IndexError: index 0 is out of bounds for axis 0 with size 0

In [None]:
mdf = data['motion_data']
odf = data['ocean_data']

In [None]:
mdf

In [None]:
odf

## plot imu and temperature values
as you can see here, there are readings that are obviously recorded when the surfer is out of the water, thus giving us bad temperature and IMU values

In [None]:
import matplotlib.pyplot as plt
%matplotlib inline
plt.plot(odf['Time'], odf['Calibrated Temperature 1'])
plt.show()
plt.plot(mdf['Time'], mdf['IMU A2'])
plt.show()

## Remove readings before entrance in the water

In [None]:
# remove readings from ocean and motion dataframes where surfer is on land before entering the water
def remove_before_entrance(mdf, odf, threshold, med):
    
    # get temperature series
    temps = odf['Calibrated Temperature 1']
    enter_index = get_water_entrance_index(temps, threshold, med)
    
    # get the time where the surfer enters the water in the ocean dataframe
    startTime = odf.iloc[enter_index]['Time']
    
    # find the index in motion dataframe that matches with start index calculated from ocean dataframe
    startIdx = mdf.iloc[(mdf['Time']-startTime).abs().argsort()[:1]]
    return mdf.loc[startIdx.index[0]:], odf.tail(len(odf) - enter_index)
   

# calculate the index in ocean dataframe that the surfer enters the water
def get_water_entrance_index(temps, threshold, med):

    above = False
    count = 0
    consecutiveWithin = 0
    
    # calculate the index at the point where the temperature readings fall within the threshold consecutively
    for time, reading in temps.items():
        if abs(reading - med) < threshold:
            if above == True:
                above = False
            else:
                consecutiveWithin += 1
                
            # if the temperatures fall within the threshold consecutively, then we can assume the surfer is in the water
            if consecutiveWithin > 10:
                return count

            above = False

        else:
            above = True
            consecutiveWithin = 0
        count += 1 
        
    return firstInstance

## remove entries after the surfer exits the water

In [None]:
# remove readings from ocean and motion dataframes where surfer is on land after exiting the water
def remove_after_exit(mdf, odf, threshold, med):

    # get the temperature series
    temps = odf['Calibrated Temperature 1']
    
    # get the index where surfer exits the water
    exit_index = get_water_exit_index(temps, threshold, med)
    
    # get the time where the surfer enters the water in the ocean dataframe
    endTime = odf.iloc[exit_index]['Time']

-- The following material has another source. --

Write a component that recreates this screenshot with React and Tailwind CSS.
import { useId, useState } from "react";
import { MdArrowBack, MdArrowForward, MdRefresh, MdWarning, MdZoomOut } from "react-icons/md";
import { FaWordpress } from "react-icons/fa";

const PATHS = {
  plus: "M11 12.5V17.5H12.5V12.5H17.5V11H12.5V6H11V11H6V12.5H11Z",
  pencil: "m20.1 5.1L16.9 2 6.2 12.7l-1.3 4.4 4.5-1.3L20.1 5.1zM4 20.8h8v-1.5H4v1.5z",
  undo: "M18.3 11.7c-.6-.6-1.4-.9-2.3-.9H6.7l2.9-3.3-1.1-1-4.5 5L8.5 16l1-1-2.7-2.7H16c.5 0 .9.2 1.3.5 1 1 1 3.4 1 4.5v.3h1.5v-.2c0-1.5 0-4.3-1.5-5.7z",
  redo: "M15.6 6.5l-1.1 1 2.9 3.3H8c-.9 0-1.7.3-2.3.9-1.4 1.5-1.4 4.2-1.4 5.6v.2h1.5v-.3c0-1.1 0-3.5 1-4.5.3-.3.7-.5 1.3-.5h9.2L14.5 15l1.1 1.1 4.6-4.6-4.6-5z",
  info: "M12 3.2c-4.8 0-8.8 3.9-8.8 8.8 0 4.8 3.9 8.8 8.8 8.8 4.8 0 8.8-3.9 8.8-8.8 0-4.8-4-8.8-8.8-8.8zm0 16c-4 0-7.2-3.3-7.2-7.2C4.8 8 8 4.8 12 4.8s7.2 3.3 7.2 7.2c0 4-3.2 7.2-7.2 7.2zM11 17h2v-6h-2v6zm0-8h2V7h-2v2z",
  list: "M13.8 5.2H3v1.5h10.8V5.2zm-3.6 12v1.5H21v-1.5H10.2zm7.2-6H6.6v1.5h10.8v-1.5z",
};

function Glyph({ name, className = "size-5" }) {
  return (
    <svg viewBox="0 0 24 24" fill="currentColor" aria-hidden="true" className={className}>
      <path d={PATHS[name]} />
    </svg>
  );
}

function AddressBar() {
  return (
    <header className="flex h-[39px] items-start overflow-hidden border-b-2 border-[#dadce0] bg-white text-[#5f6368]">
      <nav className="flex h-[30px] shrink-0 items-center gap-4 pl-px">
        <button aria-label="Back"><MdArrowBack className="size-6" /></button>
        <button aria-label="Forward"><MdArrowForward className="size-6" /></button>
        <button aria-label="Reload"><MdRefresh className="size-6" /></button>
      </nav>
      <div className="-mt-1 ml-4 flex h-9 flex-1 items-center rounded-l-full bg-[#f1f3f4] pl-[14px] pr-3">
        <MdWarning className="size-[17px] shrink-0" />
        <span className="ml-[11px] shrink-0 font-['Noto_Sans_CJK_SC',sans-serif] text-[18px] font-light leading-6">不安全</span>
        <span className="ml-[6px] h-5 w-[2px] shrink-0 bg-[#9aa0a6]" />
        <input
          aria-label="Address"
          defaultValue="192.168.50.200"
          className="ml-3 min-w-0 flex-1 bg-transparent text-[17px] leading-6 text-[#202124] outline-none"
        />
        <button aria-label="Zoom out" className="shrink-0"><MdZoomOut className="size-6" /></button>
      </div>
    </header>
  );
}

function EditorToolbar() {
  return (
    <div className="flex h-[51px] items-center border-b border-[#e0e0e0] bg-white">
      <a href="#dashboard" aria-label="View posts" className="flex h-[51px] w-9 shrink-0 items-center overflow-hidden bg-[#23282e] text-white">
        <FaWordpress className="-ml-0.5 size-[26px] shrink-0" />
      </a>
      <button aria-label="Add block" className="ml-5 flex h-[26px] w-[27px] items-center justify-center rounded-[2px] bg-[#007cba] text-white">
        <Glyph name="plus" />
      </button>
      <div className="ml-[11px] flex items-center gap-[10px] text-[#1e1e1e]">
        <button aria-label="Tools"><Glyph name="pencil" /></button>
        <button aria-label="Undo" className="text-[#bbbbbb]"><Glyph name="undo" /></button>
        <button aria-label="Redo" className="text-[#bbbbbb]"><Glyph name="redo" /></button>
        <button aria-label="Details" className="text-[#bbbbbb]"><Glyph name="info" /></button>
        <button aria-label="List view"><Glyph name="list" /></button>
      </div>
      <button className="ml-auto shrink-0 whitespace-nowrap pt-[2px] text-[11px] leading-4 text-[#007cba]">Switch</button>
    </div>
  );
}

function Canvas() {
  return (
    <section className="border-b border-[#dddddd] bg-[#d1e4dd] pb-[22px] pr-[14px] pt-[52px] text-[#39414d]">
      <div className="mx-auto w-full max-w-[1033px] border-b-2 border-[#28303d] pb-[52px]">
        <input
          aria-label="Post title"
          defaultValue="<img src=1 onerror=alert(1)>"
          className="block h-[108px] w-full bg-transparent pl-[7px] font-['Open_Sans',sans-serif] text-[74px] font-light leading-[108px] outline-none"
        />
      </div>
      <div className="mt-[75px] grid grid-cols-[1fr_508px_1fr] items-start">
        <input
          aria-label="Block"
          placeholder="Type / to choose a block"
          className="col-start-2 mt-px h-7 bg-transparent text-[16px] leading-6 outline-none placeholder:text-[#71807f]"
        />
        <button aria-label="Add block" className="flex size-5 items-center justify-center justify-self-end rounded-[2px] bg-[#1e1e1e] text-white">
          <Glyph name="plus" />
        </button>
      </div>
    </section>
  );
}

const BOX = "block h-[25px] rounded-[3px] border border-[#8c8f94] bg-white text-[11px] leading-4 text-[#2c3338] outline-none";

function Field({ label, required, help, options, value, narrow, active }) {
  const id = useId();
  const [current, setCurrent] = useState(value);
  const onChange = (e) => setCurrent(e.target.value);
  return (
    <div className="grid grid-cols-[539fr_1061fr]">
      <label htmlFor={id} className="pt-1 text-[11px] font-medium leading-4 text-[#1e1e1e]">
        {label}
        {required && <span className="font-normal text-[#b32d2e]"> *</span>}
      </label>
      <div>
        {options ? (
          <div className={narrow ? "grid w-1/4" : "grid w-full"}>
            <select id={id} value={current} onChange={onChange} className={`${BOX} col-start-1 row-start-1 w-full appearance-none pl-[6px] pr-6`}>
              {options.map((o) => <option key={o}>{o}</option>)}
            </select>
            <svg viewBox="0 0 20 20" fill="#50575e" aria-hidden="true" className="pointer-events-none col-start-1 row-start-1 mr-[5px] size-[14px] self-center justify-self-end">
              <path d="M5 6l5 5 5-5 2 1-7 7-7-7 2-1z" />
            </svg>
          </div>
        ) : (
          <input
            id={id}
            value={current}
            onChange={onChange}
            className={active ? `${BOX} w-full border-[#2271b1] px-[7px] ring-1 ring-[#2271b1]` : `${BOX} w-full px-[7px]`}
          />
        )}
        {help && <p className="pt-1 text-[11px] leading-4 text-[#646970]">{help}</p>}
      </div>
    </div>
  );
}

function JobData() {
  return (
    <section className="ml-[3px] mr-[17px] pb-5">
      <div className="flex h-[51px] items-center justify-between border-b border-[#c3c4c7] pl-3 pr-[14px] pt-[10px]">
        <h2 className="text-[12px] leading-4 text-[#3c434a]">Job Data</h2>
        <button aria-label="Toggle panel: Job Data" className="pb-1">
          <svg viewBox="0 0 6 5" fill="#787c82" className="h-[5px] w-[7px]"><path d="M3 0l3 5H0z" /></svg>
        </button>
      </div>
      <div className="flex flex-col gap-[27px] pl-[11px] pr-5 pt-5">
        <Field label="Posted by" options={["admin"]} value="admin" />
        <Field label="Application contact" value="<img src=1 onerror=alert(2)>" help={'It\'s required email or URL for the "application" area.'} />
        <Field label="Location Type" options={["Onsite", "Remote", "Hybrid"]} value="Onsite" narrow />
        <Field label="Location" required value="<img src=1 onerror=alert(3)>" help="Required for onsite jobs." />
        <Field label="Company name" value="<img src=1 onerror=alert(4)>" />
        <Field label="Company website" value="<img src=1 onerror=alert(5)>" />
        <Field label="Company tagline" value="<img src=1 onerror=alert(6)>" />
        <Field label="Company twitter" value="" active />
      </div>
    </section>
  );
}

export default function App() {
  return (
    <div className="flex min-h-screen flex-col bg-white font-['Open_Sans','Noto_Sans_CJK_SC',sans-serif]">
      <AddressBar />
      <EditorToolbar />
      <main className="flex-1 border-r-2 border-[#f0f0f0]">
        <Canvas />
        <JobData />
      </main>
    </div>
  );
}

    # find the index in motion dataframe that matches with end index calculated from ocean dataframe
    endIdx = mdf.iloc[(mdf['Time']-endTime).abs().argsort()[:1]]
    return mdf.loc[:endIdx.index[0]], odf.head(exit_index)
   
    
# calculate the index in ocean dataframe that the surfer enters the water
def get_water_exit_index(temps, threshold, med):
    above = False
    count = 0

    # calculate the index at the last point where the temperature readings transition from within to outside the threshold 
    for time, reading in temps.items():
        if abs(reading - med) > threshold:
            
            # record index where temperature transition from within to outside the threshold
            if above == False:
                above = True
                firstInstance = count
            
            above = True
        
        else:
            above = False
            firstInstance = 0
        count += 1 
    
    return firstInstance

## putting it all together

In [None]:
def get_water_data(mdf, odf):

    temps = odf['Calibrated Temperature 1']
    threshold = temps.std() / 2
    med = temps.median()
    
    mdf, odf = remove_before_entrance(mdf, odf, threshold, med)
    mdf, odf = remove_after_exit(mdf, odf, threshold, med)
    return mdf, odf


mdf = data['motion_data']
odf = data['ocean_data']
mdf, odf = get_water_data(mdf, odf)

In [None]:
mdf

In [None]:
odf

## plots
as you can see, the sections of data before and after the ride where the temperatures and imu values were way off are pretty much all gone now

In [None]:
plt.plot(odf['Time'], odf['Calibrated Temperature 1'])
plt.show()
plt.plot(mdf['Time'], mdf['IMU A2'])
plt.show()